The man with perfect hair goes off to ask his manager for more information while I look around again to try and spot people I know. I still don’t recognize any other print or online journalists. Where’s the usual gaming press crowd and why aren’t they here? Some appropriate TV personalities are there with their cameras though. Peter Blasina (the Gadget Guy from Channel 7’s morning show) is there, as are some guys from Cybershack (who are filming without their hottie – a sure sign that they’re trying for some actual content).

I hunt down Hair to see what he's found out about the event for me and am mistaken by his boss as the new boyfriend. It doesn't seem as though Hair has asked why we are here, or that anybody around him really cares what is being promoted.

In a last ditch effort to find some meaningful information about the event I am up to my neck in, I head to a demo computer that is running a promotional flash game. Double bonus, it has full internet access. A craftily formed Google site search leaves me with no information about “Project Joystick”. But I do manage to find the terms and conditions of entry on the entry form of the site which went live minutes ago.

Based on these and the complete lack of information the press junket provided me with, I can conclude that Telstra is mining the casual gamer community for original Java based mobile phone game ideas. The main prize is AUD$20,609.40 worth of HP gaming-spec computer, monitor, internet access and mobile phone -- see the terms and conditions, part 13 (it's Java, so you'll have to click it).

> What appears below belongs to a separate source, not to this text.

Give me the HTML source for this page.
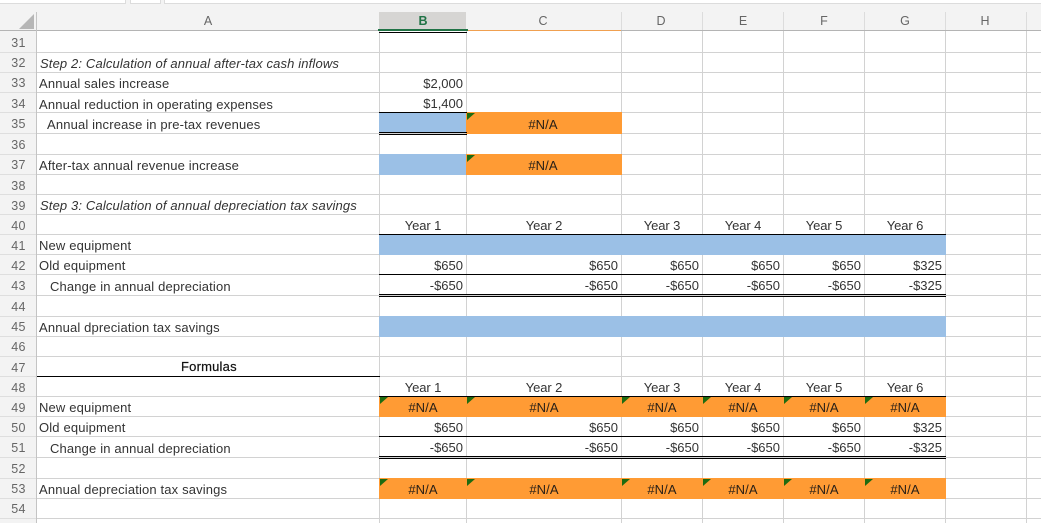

The most interesting bit is the AUD$10,000 worth of experience "Industry Learning Package" with an unnamed game developer, see part 13, section (f). Could be a big proper one, may be a small graduate team. Who knows? Why bother with the secrecy? Have they yet to actually sign a developer?

First impressions are that this is a ticket for the afraid, or lazy. A kick through an open Telstra door to somewhere. There are a multitude of doors prospective young game designers have to put a foot in, some more realistic than others, this smells like a promotion that shows Telstra cares, but if the door opens to a yellow brick road that Telstra are willing to sing along with you as you skip to success, then whammy bonus happy win to them and you, but we can’t snuff the stench of a marketing exercise.

This all smells of an idea born in a boardroom, not a creative team seriously looking for new talent.

Telstra own all the rights to sequels and media pertaining to you and your creation. I can barely hear the alarm bells ringing over the in-house DJ.

I was interrupted by a bouncy girl telling me a presentation was about to begin, and an introduction to Telstra’s head of marketing (or something of whatever) who looked anxious that I was actually reading the terms and conditions and not waiting with the crowd for the launch speech.

Later, an MTV host assures us she’s qualified to launch Project Joystick because she has a brother who plays video games and she spent her life playing solitaire instead of studying at school. And something unrelated about Oprah that magically segues into tabletop Pacman. After a short promotional video, a Telstra spokesman asked us to join him in celebrating the launch of Project Joystick.

I just made eye contact with some girl who was definitely cute, probably quite bright and certainly bewildered. Not a PR bunny -- they have a way of conveying in-with-it cool. This one was simply another MTV pretty there for the ‘event’, not the thing of it all.

The thing is still running and honestly I don’t think that anybody in attendance knows what’s going on, let alone the viewers who will see the MTV segment in an hour or so.

I'm posting from home, but “THE NEXT BIG THING IN GAMES” is still rocking its way toward a hangover back at MTV HQ.

And we’re hopeful of good intent, but a few sweet talking babes and Bigpond smoothies away from being at least half convinced.

There’s a site for the pure version of the vision, it’s here.

Until it all shapes up, I’m shipping out. Thanks for the Daiquiris, Telstra.